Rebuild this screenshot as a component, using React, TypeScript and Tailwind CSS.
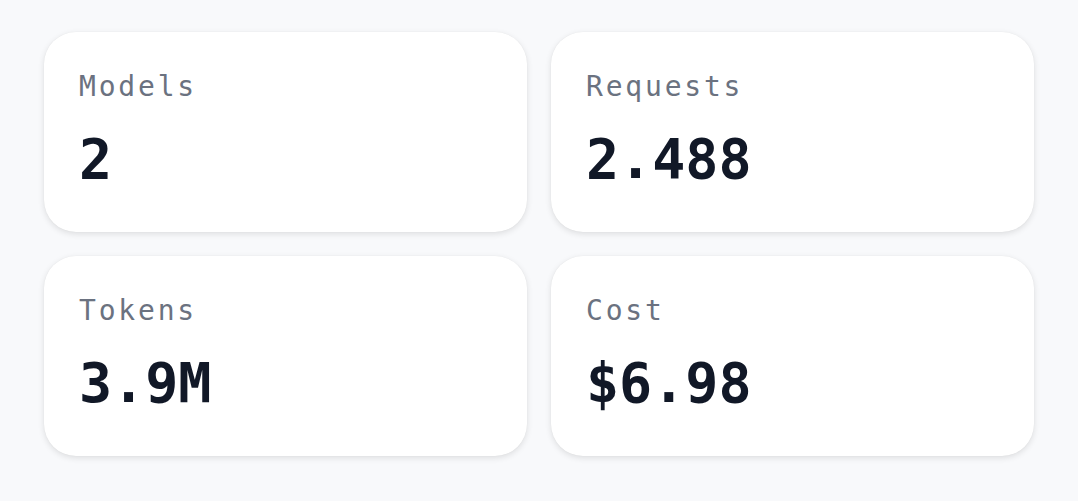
import React from "react";

const stats = [
  { label: "Models", value: "2" },
  { label: "Requests", value: "2.488" },
  { label: "Tokens", value: "3.9M" },
  { label: "Cost", value: "$6.98" },
];

export default function App() {
  return (
    <div className="min-h-[501px] w-full bg-[#f8f9fb] px-[44px] pt-8 pb-[45px]" style={{ fontFamily: '"DejaVu Sans Mono", "Liberation Mono", monospace' }}>
      <div className="grid grid-cols-2 gap-[24px]">
        {stats.map((s) => (
          <div
            key={s.label}
            className="h-[200px] rounded-[32px] bg-white px-[35px] pt-[35px] shadow-[0_2px_6px_rgba(0,0,0,0.11),0_0_1px_rgba(0,0,0,0.08)]"
          >
            <div className="text-[28px] leading-[40px] tracking-[0.1em] text-[#6b7280]">{s.label}</div>
            <div className="mt-[22px] text-[55px] font-bold leading-[60px] text-[#111827]">{s.value}</div>
          </div>
        ))}
      </div>
    </div>
  );
}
——————————
WHAT YOU SHOULD DO: The data should be printed again unchanged; leave its pictures out.

EXERCISE RESPONSE:
Rebuild this screenshot as a component, using React, TypeScript and Tailwind CSS.
import React from "react";

const stats = [
  { label: "Models", value: "2" },
  { label: "Requests", value: "2.488" },
  { label: "Tokens", value: "3.9M" },
  { label: "Cost", value: "$6.98" },
];

export default function App() {
  return (
    <div className="min-h-[501px] w-full bg-[#f8f9fb] px-[44px] pt-8 pb-[45px]" style={{ fontFamily: '"DejaVu Sans Mono", "Liberation Mono", monospace' }}>
      <div className="grid grid-cols-2 gap-[24px]">
        {stats.map((s) => (
          <div
            key={s.label}
            className="h-[200px] rounded-[32px] bg-white px-[35px] pt-[35px] shadow-[0_2px_6px_rgba(0,0,0,0.11),0_0_1px_rgba(0,0,0,0.08)]"
          >
            <div className="text-[28px] leading-[40px] tracking-[0.1em] text-[#6b7280]">{s.label}</div>
            <div className="mt-[22px] text-[55px] font-bold leading-[60px] text-[#111827]">{s.value}</div>
          </div>
        ))}
      </div>
    </div>
  );
}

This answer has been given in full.